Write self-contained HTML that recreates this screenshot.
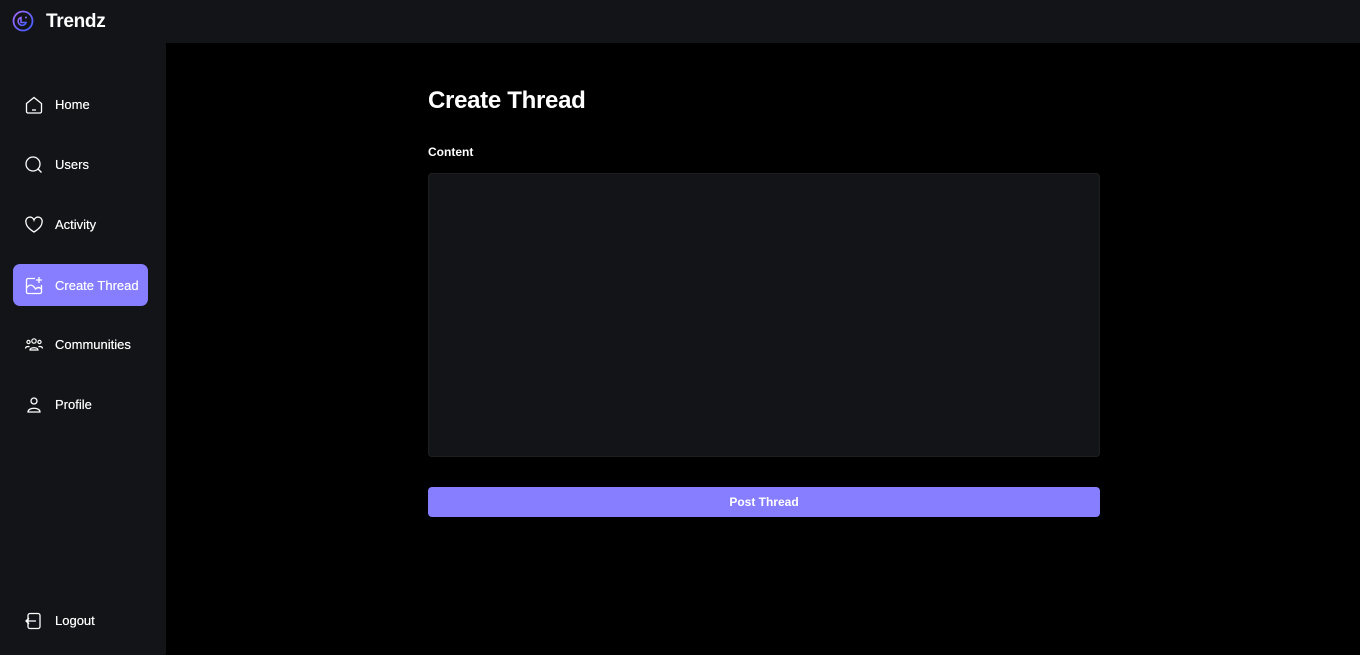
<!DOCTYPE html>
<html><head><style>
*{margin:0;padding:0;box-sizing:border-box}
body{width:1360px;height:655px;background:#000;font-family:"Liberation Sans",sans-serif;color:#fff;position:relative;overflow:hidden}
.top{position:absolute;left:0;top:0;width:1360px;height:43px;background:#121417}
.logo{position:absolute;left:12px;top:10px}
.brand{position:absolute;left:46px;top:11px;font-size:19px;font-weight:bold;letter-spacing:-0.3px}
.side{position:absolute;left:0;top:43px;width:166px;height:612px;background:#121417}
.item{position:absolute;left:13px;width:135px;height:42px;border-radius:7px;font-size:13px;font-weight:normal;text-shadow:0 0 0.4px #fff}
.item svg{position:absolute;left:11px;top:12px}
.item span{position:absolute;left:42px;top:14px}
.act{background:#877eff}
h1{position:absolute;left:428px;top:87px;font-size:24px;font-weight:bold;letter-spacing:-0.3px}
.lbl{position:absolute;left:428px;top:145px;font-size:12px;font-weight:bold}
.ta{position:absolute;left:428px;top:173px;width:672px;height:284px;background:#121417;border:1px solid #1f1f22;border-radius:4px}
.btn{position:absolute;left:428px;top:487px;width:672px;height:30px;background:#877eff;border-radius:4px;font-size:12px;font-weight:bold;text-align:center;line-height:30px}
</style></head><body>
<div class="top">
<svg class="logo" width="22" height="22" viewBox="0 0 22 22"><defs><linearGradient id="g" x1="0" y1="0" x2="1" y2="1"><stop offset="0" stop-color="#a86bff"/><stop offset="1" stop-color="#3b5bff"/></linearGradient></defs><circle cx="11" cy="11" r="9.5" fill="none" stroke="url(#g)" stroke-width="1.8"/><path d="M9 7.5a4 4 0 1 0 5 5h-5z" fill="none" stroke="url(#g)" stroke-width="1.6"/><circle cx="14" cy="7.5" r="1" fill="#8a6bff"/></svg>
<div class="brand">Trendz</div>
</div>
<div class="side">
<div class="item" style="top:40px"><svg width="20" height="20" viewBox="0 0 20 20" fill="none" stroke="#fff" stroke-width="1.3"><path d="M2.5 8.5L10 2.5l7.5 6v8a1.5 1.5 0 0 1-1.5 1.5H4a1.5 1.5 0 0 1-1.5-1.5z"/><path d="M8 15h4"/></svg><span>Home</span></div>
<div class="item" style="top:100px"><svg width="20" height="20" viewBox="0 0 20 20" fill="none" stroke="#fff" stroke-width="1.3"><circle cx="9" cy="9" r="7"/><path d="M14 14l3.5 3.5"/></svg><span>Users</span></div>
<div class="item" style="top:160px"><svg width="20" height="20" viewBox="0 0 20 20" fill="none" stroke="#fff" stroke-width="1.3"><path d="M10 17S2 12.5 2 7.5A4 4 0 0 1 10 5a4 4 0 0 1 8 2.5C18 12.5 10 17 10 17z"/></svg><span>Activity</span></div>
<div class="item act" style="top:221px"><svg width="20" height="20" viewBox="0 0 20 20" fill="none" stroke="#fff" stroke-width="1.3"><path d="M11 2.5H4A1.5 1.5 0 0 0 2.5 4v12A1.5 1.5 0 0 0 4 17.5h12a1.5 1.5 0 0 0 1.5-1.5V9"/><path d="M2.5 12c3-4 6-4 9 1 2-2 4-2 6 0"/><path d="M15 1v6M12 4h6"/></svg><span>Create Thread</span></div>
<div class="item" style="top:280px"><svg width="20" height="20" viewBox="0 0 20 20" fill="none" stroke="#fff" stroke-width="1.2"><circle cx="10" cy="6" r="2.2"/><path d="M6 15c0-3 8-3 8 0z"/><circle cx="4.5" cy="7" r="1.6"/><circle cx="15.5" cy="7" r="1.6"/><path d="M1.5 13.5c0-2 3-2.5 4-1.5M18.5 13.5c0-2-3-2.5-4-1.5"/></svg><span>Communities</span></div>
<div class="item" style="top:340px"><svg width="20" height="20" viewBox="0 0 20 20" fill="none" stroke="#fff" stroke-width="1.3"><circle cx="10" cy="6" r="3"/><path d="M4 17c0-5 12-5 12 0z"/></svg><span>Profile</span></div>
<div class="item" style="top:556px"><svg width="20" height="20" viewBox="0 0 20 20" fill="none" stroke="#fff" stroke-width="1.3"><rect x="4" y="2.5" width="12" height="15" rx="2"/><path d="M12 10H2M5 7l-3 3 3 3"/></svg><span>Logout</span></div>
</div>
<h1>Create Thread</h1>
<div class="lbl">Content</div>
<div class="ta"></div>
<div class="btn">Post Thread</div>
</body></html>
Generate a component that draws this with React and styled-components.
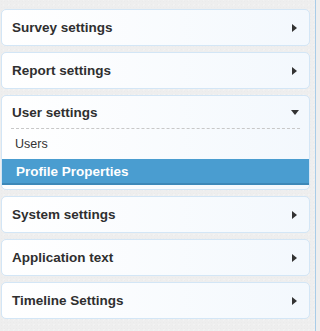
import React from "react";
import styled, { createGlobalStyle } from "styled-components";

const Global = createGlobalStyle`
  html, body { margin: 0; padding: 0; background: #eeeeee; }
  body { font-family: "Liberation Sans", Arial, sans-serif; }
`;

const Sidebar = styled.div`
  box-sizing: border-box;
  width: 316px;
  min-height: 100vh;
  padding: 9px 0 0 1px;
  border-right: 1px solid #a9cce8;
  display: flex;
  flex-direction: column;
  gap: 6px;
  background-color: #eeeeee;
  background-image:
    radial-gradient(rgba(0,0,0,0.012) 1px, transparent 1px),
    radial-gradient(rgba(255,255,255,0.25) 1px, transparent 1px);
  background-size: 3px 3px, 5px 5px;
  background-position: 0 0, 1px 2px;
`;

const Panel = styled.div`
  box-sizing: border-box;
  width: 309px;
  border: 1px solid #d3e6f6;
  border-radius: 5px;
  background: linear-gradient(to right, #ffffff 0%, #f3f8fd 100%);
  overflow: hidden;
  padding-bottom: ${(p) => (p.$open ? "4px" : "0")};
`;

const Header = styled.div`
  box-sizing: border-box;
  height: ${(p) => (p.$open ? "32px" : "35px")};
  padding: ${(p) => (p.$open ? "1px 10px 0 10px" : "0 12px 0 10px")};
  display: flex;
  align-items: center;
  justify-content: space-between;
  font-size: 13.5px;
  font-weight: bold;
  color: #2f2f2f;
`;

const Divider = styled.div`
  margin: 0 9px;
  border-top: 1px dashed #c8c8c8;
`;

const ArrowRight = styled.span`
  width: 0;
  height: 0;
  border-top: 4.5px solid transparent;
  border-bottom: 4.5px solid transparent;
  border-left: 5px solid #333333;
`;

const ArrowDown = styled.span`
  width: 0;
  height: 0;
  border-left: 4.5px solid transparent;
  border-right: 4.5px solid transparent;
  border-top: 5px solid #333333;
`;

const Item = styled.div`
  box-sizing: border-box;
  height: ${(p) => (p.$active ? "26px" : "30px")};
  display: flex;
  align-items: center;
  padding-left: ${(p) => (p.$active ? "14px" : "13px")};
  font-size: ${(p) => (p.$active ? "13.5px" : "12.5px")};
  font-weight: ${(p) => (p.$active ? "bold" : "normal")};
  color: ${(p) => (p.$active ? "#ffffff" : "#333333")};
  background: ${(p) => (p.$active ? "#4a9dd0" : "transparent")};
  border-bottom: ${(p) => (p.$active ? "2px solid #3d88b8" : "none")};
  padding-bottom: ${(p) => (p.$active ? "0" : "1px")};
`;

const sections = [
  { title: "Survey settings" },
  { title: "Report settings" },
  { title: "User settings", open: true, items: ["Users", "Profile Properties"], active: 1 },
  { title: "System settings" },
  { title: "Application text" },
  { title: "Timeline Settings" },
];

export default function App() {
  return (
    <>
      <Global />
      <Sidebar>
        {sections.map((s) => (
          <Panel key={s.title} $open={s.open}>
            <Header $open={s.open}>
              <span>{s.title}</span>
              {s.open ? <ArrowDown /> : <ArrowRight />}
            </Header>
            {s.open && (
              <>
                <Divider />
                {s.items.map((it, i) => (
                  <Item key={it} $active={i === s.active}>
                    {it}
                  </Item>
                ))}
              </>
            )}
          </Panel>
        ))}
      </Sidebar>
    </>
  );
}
___
- [Goal] Pull out every line holding "that" from the records above, and copy it.

- [Output for this task]
Write self-contained HTML that recreates this screenshot.
Generate a component that draws this with React and styled-components.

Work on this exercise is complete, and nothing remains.